Now this is changing. We are witnessing another pivotal shift in the world of sustainability, namely, that businesses are being held accountable for the impact of their supply chain. This is evident by the growing number of high-profile supply chain scandals reported in the main stream media such as Apple’s supplier Foxconn who are repeatedly in the news for their poor working conditions but also the pushback from the public. Last year we even saw students occupying the Georgetown University President’s office demanding the university does not renew its contract with Nike, which failed to comply with the university’s code of conduct.

And the response is coming. Legislation concerning sustainability and supply chain is coming into force, such as the Modern Slavery Act in the UK (lobbied by businesses) and the EU Non-Financial Reporting Directive (NFRD), which aims to create an even playing field. Last year, we also saw a positive increase of 20% of CDP supply chain members in 2016 who are measuring and managing the emissions of their supply chain.

But making sure a supply chain is responsible isn’t easy. Firstly, implementing a sustainable supply chain does not fit neatly under the remit of one department, and especially not just procurement. When reviewing your product or service and what you buy to create and deliver it, a cross-section of the business, including management, CSR, design, research & development, risk and procurement is needed. Secondly, you do not have direct control over your supply chain. If someone leaves the lights on at the office, you can turn them off, but you can’t do the same with your suppliers. As such, methods must be developed to collaborate and work with your supply chain. And thirdly, the nature of a typical supply chain is global, complex and multi-tiered – creating real challenges for businesses trying to figure out where to start.

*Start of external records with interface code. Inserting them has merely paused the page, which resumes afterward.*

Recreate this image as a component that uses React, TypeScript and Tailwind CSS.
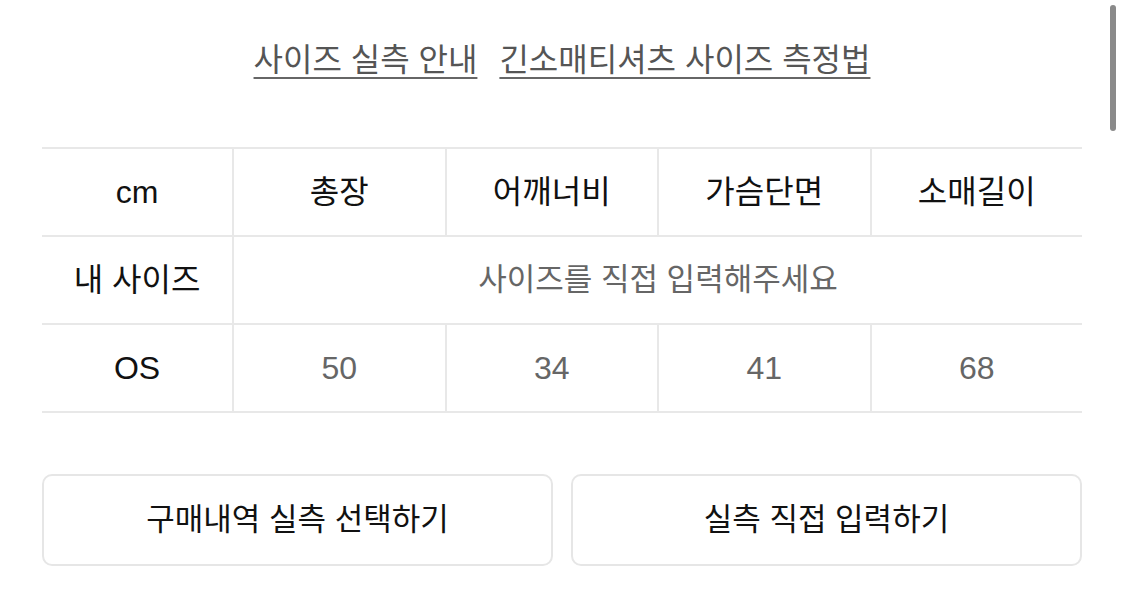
import React from "react";

const FONT = { fontFamily: '"Liberation Sans", "Noto Sans CJK KR", sans-serif' };

export default function App() {
  const headers = ["총장", "어깨너비", "가슴단면", "소매길이"];
  const values = ["50", "34", "41", "68"];
  return (
    <div className="relative w-[1125px] h-[610px] bg-white overflow-hidden pl-[42px] pr-[43px]" style={FONT}>
      <div className="pt-[38px] flex justify-center gap-[22px] text-[32px] leading-[44px] text-[#555]">
        <span className="underline decoration-2 underline-offset-[6px] decoration-[#666]">사이즈 실측 안내</span>
        <span className="underline decoration-2 underline-offset-[6px] decoration-[#666]">긴소매티셔츠 사이즈 측정법</span>
      </div>

      <div className="mt-[65px] grid grid-cols-[190px_repeat(4,1fr)] border-t-2 border-[#e8e8e8]">
        <div className="h-[88px] flex items-center justify-center border-b-2 border-[#e8e8e8] text-[32px] text-[#111]">cm</div>
        {headers.map((h) => (
          <div key={h} className="h-[88px] flex items-center justify-center border-b-2 border-l-2 border-[#e8e8e8] text-[32px] text-[#111]">
            {h}
          </div>
        ))}
        <div className="h-[88px] flex items-center justify-center border-b-2 border-[#e8e8e8] text-[32px] text-[#111]">내 사이즈</div>
        <div className="col-span-4 h-[88px] flex items-center justify-center border-b-2 border-l-2 border-[#e8e8e8] text-[31px] text-[#666]">
          사이즈를 직접 입력해주세요
        </div>
        <div className="h-[88px] flex items-center justify-center border-b-2 border-[#e8e8e8] text-[32px] text-[#111]">OS</div>
        {values.map((v) => (
          <div key={v} className="h-[88px] flex items-center justify-center border-b-2 border-l-2 border-[#e8e8e8] text-[32px] text-[#666]">
            {v}
          </div>
        ))}
      </div>

      <div className="mt-[61px] grid grid-cols-2 gap-[18px]">
        <div className="h-[92px] flex items-center justify-center rounded-[10px] border-2 border-[#e6e6e6] text-[31px] text-[#111]">
          구매내역 실측 선택하기
        </div>
        <div className="h-[92px] flex items-center justify-center rounded-[10px] border-2 border-[#e6e6e6] text-[31px] text-[#111]">
          실측 직접 입력하기
        </div>
      </div>

      <div className="absolute right-[9px] top-[5px] w-[6px] h-[126px] rounded-full bg-[#8a8a8a]" />
    </div>
  );
}
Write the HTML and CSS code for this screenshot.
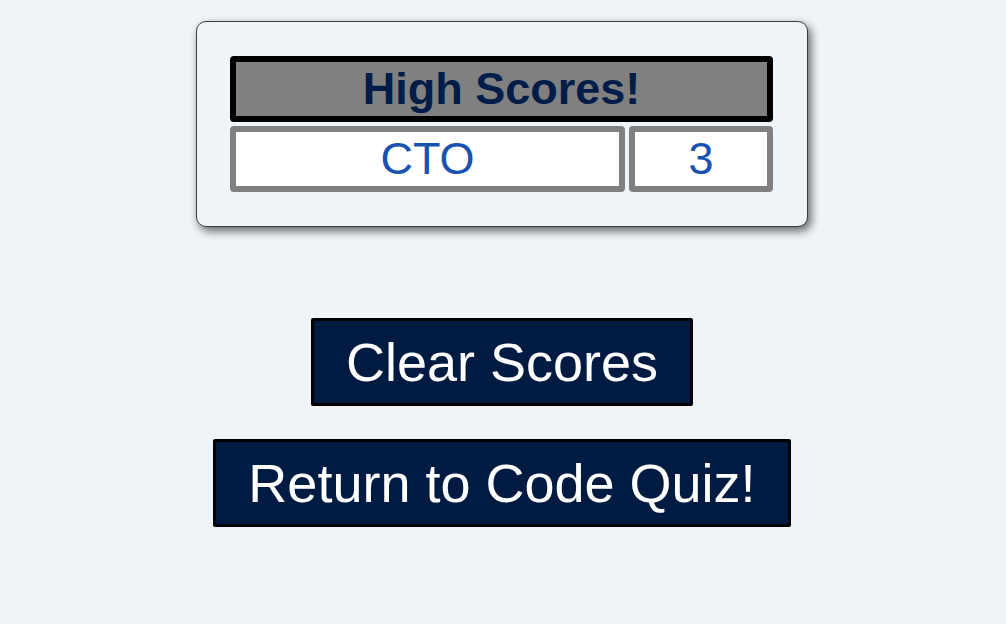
FILE: index.html
```html
<!DOCTYPE html>
<html lang="en">
<head>
<meta charset="utf-8">
<title>High Scores</title>
<link rel="stylesheet" href="styles.css">
</head>
<body>
<main class="page">
  <section class="card">
    <table class="scores">
      <thead>
        <tr><th colspan="2" class="scores-title">High Scores!</th></tr>
      </thead>
      <tbody>
        <tr><td class="cell-name">CTO</td><td class="cell-score">3</td></tr>
      </tbody>
    </table>
  </section>
  <div class="actions">
    <button class="btn" type="button">Clear Scores</button>
    <button class="btn" type="button">Return to Code Quiz!</button>
  </div>
</main>
</body>
</html>
```
FILE: styles.css
```css
html, body {
  margin: 0;
  padding: 0;
  background: #eff4f8;
  font-family: "Liberation Sans", Arial, sans-serif;
}

.page {
  display: flex;
  flex-direction: column;
  align-items: center;
  padding-top: 21px;
}

.card {
  width: 551px;
  padding: 30px 30px 30px 29px;
  background: #eff4f8;
  border: 1px solid #3c3c3c;
  border-radius: 10px;
  box-shadow: 3px 4px 10px rgba(0, 0, 0, 0.6);
  margin-right: 2px;
}

.scores {
  width: 100%;
  border-spacing: 4px;
  border-collapse: separate;
  font-size: 45px;
}

.scores th,
.scores td {
  padding: 1px;
  text-align: center;
  line-height: 52px;
  border-radius: 4px;
}

.scores-title {
  background: #808080;
  border: 6px solid #000000;
  color: #001d4a;
  font-weight: bold;
}

.cell-name,
.cell-score {
  background: #ffffff;
  border: 6px solid #808080;
  color: #1a52b2;
  font-weight: normal;
}

.cell-name {
  width: 381px;
}

.actions {
  display: flex;
  flex-direction: column;
  align-items: center;
  gap: 33px;
  margin-top: 91px;
}

.btn {
  font-family: "Liberation Sans", Arial, sans-serif;
  font-size: 54px;
  line-height: 62px;
  padding: 10px 32px;
  color: #ffffff;
  background: #001b42;
  border: 3px solid #000000;
  border-radius: 2px;
  cursor: pointer;
  margin-left: -2px;
}
```
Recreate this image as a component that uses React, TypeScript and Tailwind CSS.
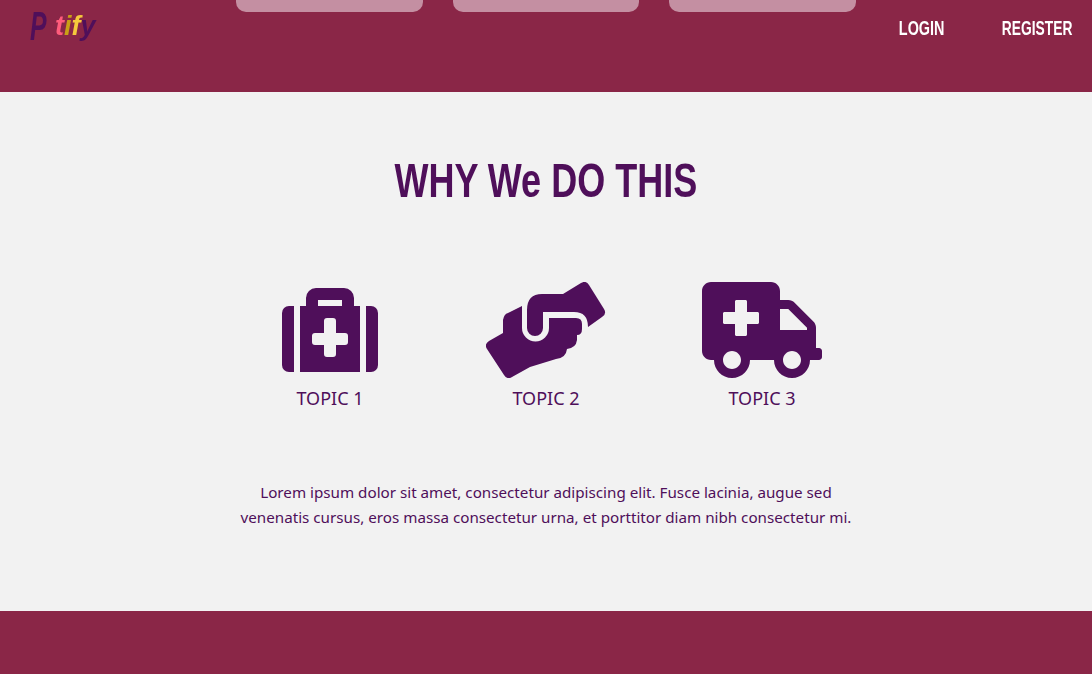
import { FaAmbulance } from 'react-icons/fa';

function BriefcaseIcon() {
  return (
    <svg width="96" height="96" viewBox="22 12 96 96" fill="currentColor">
      <path d="M34 36v66h-5a7 7 0 0 1-7-7V43a7 7 0 0 1 7-7z" />
      <path d="M106 36h5a7 7 0 0 1 7 7v52a7 7 0 0 1-7 7h-5z" />
      <path
        fillRule="evenodd"
        d="M46 36v-8a10 10 0 0 1 10-10h28a10 10 0 0 1 10 10v8h6v66H40V36zM58 30v6h24v-6zM64 51v12H55a3 3 0 0 0-3 3v6a3 3 0 0 0 3 3h9v9a3 3 0 0 0 3 3h6a3 3 0 0 0 3-3v-9h9a3 3 0 0 0 3-3v-6a3 3 0 0 0-3-3h-9V51a3 3 0 0 0-3-3h-6a3 3 0 0 0-3 3z"
      />
    </svg>
  );
}

function HandsIcon() {
  return (
    <svg width="120" height="96" viewBox="16 12 120 96" fill="currentColor">
      <path d="M57 60V40Q57 24 72 24H93L111 13Q116 10 119 15L134 39Q137 44 132 47L118 57Q118 42 104 42H73V58A8 8 0 0 1 57 58z" />
      <path d="M52 36V58A13.5 13.5 0 0 0 79 58V48H106Q112 48 112 54V59Q112 65 107 65V70Q106 78 97 79Q96 88 86 89L60 97L42 107Q37 110 34 105L17 79Q14 74 19 71L33 63V50Q34 44 38 43z" />
    </svg>
  );
}

function Topic({ icon, label }: { icon: React.ReactNode; label: string }) {
  return (
    <div className="flex w-[216px] flex-col items-center">
      <div className="flex h-24 items-center justify-center">{icon}</div>
      <p className="mt-[6px] text-[18px] leading-7">{label}</p>
    </div>
  );
}

export default function App() {
  return (
    <div className="min-h-[674px] bg-[#f2f2f2] font-['Noto_Sans',sans-serif] text-[#4f0f5a]">
      {/* Nav */}
      <header className="flex h-[92px] bg-[#8a2647]">
        <div className="w-[236px] shrink-0 pl-[30px] pt-[6px]">
          <div className="flex items-start font-['Liberation_Sans',sans-serif] font-bold italic blur-[0.4px]">
            <span className="inline-block w-[25px] origin-left scale-x-[0.62] text-[40px] leading-[40px]">P</span>
            <div className="mt-[4px] text-[27px] leading-8">
              <span className="text-[#ff5c7c]">t</span>
              <span className="text-[#c9a016]">i</span>
              <span className="text-[#f5c93c]">f</span>
              <span>y</span>
            </div>
          </div>
        </div>
        <div className="flex h-3 gap-[30px]">
          <div className="w-[187px] rounded-b-[10px] bg-[#c48fa2]" />
          <div className="w-[186px] rounded-b-[10px] bg-[#c48fa2]" />
          <div className="w-[187px] rounded-b-[10px] bg-[#c48fa2]" />
        </div>
        <nav className="ml-auto flex h-14 items-center gap-[57px] pr-5 font-['Liberation_Sans',sans-serif] text-[20px] font-bold text-white">
          <a className="flex w-[46px] justify-center whitespace-nowrap">
            <span className="inline-block scale-x-[0.72]">LOGIN</span>
          </a>
          <a className="flex w-[70px] justify-center whitespace-nowrap">
            <span className="inline-block scale-x-[0.69]">REGISTER</span>
          </a>
        </nav>
      </header>

      {/* Why */}
      <main className="flex h-[519px] flex-col items-center">
        <h1 className="mt-[61px] h-[56px] scale-x-[0.75] whitespace-nowrap font-['Liberation_Sans',sans-serif] text-[48px] font-bold leading-[56px]">
          WHY We DO THIS
        </h1>
        <div className="mt-[73px] flex">
          <Topic icon={<BriefcaseIcon />} label="TOPIC 1" />
          <Topic icon={<HandsIcon />} label="TOPIC 2" />
          <Topic icon={<FaAmbulance size={120} className="h-24 w-[120px]" />} label="TOPIC 3" />
        </div>
        <p className="mt-[68px] w-[620px] text-center text-[15.2px] leading-[25px]">
          Lorem ipsum dolor sit amet, consectetur adipiscing elit. Fusce lacinia, augue sed venenatis cursus, eros massa consectetur urna, et porttitor diam nibh consectetur mi.
        </p>
      </main>

      <footer className="h-[63px] bg-[#8a2647]" />
    </div>
  );
}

All of this is enough to cause any CSR manager sleepless nights. However, despite the challenges, we are seeing businesses bite the bullet and that they are making progress to monitor, measure and manage the environmental and social impact of their supply chains. Just like two decades ago we could see the first steps in sustainability starting to emerge, we are now seeing a change in how we address the impact of our supply chains, and as we start to get better as a business community, it will become a well-trodden path that only a minority would try and avoid. 

What should you focus on?

The issues which a business should review and address should be relevant to the business and its supply chain. When looking at these issues, it is important to remember that sustainable development has three aspects to it: environmental, social and economic. All three play a crucial role, and if one fails, the others will be impacted too. When thinking about the issues, we provide our clients with the UN Compact principles, which are also the key issues the EU NFRD requires businesses to include in their reporting. These 10 principles are summarised in the following four pillars:

1) Human rights – protection of internationally human rights
2) Fair labour – elimination of forced, compulsory and child labour; elimination of discrimination in respect of employment
3) Environmental protection and progress – promotion of greater environmental responsibility and the development of green technologies
4) Anti-corruption – avoidance of corruption, extortion and bribery. 

Where should you start?

Each approach to addressing sustainability in supply chains should be bespoke for the business. However, there are a few basic steps that all businesses should adopt when starting to assess their supply chain:

1) Risk assessment – an environmental and social risk assessment is key in order learn what are the issues that are relevant to your business, and where are the corresponding hotspots. There is a variety of risk assessment tools available, some allow you to assess the direct and indirect risks of your supply chain and look beyond your tier one suppliers

2) Set the standard – with an understanding of the types of risk you face, you can then set the standard that you expect from your supply chain. Principles can be rolled up into a code of conduct, contracts can be updated and data collect methods can be introduced to track performance

3) Introduce controls – for sectors, geographies and suppliers with a greater exposure to risk, additional controls can be designed and implemented. Risks manifest themselves in different ways, as such the most effective approach to managing supply chain risks is developing bespoke controls for their mitigation

4) Bring your team with you – raising awareness of key issues and training staff how to detect and address them is key to a business’s success. You should consider a series of awareness training sessions, highlighting to your staff what the issues are, what they need to do and provide them with the right tools to use

The new ‘version’ of sustainability is now here. Businesses can no longer focus on just their own operation and ignore the environmental, social and economic impacts of their supply chain. Public awareness is growing, legislative changes are coming into force, and a growing community of businesses is measuring and reporting on its supply chain impact. Although this shift is by no means easy due to the complex, dynamic nature of global supply chains, there are some manageable steps that a business can take to address the sustainability challenges within its supply chain.

Starting with a risk assessment will allow you to understand which elements of your supply chain require your immediate attention. Based on this understanding, you can then start to develop standards with suppliers and controls to mitigate risk.